Phosphorites as Bio-mediated Critical Raw Material (BCRM) A Crossdisciplinary Approach for Unveiling Microbial Phosphogenesis

This study supports the critical role of microorganisms in phosphogenesis by both direct and indirect evidence, fostering the inclusion of phosphorites in the new, here-proposed, group of Bio-mediated Critical Raw Materials (BCRMs). Notably, the presence of microbial signatures as the mineral nanostructure and composition, fossil traces of microbial activity and remains of extracellular polymeric substance (EPS), imply the presence of a microbial community and its decisive role in the precipitation of Ca- and F-rich carbonate fluorapatite (CFA).
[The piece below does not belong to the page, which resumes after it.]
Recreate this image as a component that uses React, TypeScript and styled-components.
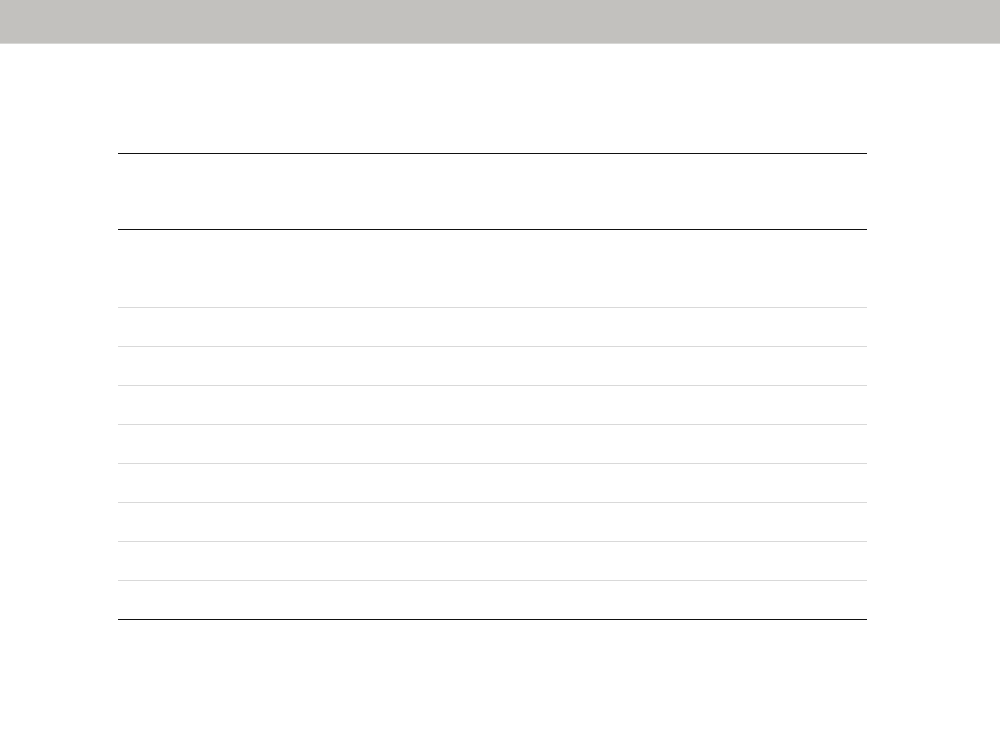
import React from "react";
import styled, { createGlobalStyle } from "styled-components";

const Global = createGlobalStyle`
  html, body { margin: 0; padding: 0; background: #ffffff; }
  body { font-family: "Liberation Sans", Arial, sans-serif; }
`;

const TopBar = styled.header`
  height: 43px;
  background: #c2c1be;
  border-bottom: 1px solid #d7d7d5;
`;

const Main = styled.main`
  padding: 109px 133px 0 118px;
`;

const Table = styled.table`
  width: 749px;
  border-collapse: collapse;
  border-top: 1px solid #111111;
  border-bottom: 1px solid #111111;
`;

const HeadRow = styled.tr`
  height: 76px;
  border-bottom: 1px solid #111111;
`;

const Row = styled.tr<{ $tall?: boolean }>`
  height: ${(p) => (p.$tall ? "78px" : "39px")};
  & + & { border-top: 1px solid #d9d9d9; }
`;

const Cell = styled.td`
  padding: 0;
`;

const HeadCell = styled.th`
  padding: 0;
`;

export default function App() {
  const rows = Array.from({ length: 9 }, (_, i) => i);
  return (
    <>
      <Global />
      <TopBar />
      <Main>
        <Table>
          <thead>
            <HeadRow>
              <HeadCell />
            </HeadRow>
          </thead>
          <tbody>
            {rows.map((i) => (
              <Row key={i} $tall={i === 0}>
                <Cell />
              </Row>
            ))}
          </tbody>
        </Table>
      </Main>
    </>
  );
}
Microbial activity also facilitated the post-depositional alteration of bone and shell fragments, and even the already formed phosphatic grains, which often served as nucleation sites for further phosphate precipitation. This is evidenced by microboring morphologies with curved, elongated, and unbranched filamentous shapes, indicative of endolithic, primarily photosynthetic bacteria. These established pH gradients, enabling simultaneous dissolution and precipitation of further localized CFA mineralization processes within microborings. The findings suggest that the origin and/or post-depositional alteration of the studied phosphorite deposits occurred in a shallow-water setting during the middle-late Toarcian, when the paleogeographic context of the External Rif region (NW Africa) provided optimal conditions for phosphorite formation such as localized riverine discharge, channelization of upwelling currents, and anoxic bottom waters extending into the shallow shelf. However, sedimentological features indicate that their accumulation occurred in deep-sea environments via diluted currents rather than in-situ precipitation. This implies at least one episode of erosion, winnowing, and redeposition in a different sedimentary environment.